Featuring: Larry Kenneth Alexander
Transcript:
The 1660s was a pivotal decade for the American colonies—a turning point that would shape centuries to come. This decade began with the restoration of the Stuart monarchy and saw the emergence of a slavery scheme within the American colonies that would dehumanize, exploit, and oppress millions. It was during this era that the seeds of hereditary slavery were enacted by Virginia’s colonial assembly.
Just two decades earlier, Africans—referred to at the time as “Negroes”—were a minimal presence in the colonies. The fields and plantations were primarily worked by white indentured servants, men and women bound by contracts that held the promise of eventual freedom and opportunity. While arduous, their labor was underpinned by hope for a better future.

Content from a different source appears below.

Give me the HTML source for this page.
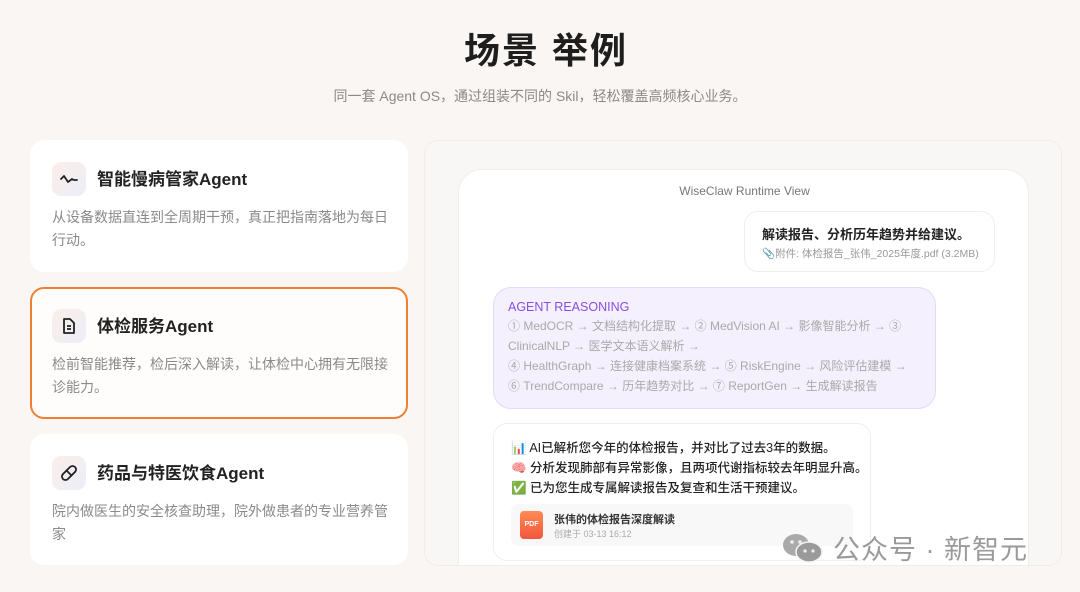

By the 1660s, however, the demographic landscape had shifted. Africans had increased significantly in number, comprising a quarter of the servant population, a proportion that seemed destined to grow further. This surge was no accident. The colonial economy, driven by the demand for tobacco, sugar, and other cash crops, required labor on a scale that white indentured servitude could no longer provide. Planters and landowners turned to the transatlantic slave trade, importing Africans in ever-greater numbers. These men and women, kidnapped from their homelands, stripped of their identities, and subjected to unspeakable cruelty, became an integral part of the colonial labor force.
By this time, Black individuals had become a vital component of the colonial economy—not through their own agency but through the economic interests vested in their labor. Planters, merchants, and landowners—some of the wealthiest and most powerful men in the colonies—controlled significant numbers of Black individuals. These people were no longer just workers; they had been transformed into assets, commodities, and sources of immense wealth.
This transformation brought with it a chilling shift in priorities. The wealthy elite began to focus not only on managing their labor force in the present but also on ensuring its perpetuity for the future. During this decade, the institution of slavery took on its most insidious form. Servitude for life, once a rare and exceptional condition, became normalized for people of African descent. It was also during this time that hereditary slavery emerged as a legal and social construct. For the first time, the status of “slave” was passed from parent to child, locking generations into bondage.
This was not a system born of happenstance or necessity. It was a calculated strategy designed to secure the economic dominance of a few at the expense of the humanity of many. Colonial government officials, corrupted by greed and bribery, overlooked English law and acted extra-legally to establish this system. Relying on graft and racial tyranny, they set in motion a legacy that would shape the moral and economic fabric of the American colonies for centuries.
The planters and colonial lawmakers of this era prioritized profit over the rule of law, embedding racism and exploitation into the very foundation of American society. The 1660s marked more than just a chapter in colonial history—it laid the foundation for a system of profound suffering and systemic injustice that would persist for centuries. During this decade, the moral compass of the colonies fractured, giving way to a trajectory driven by greed and upheld through violence.
This era was not merely a turning point; it was a harbinger of the enduring inequities that would come to define the nation’s future. It serves as a stark reminder of the destructive power of unchecked ambition and the dehumanization that follows. Let us remember this history, not passively, but with the intention to confront its truths and work toward a more just future.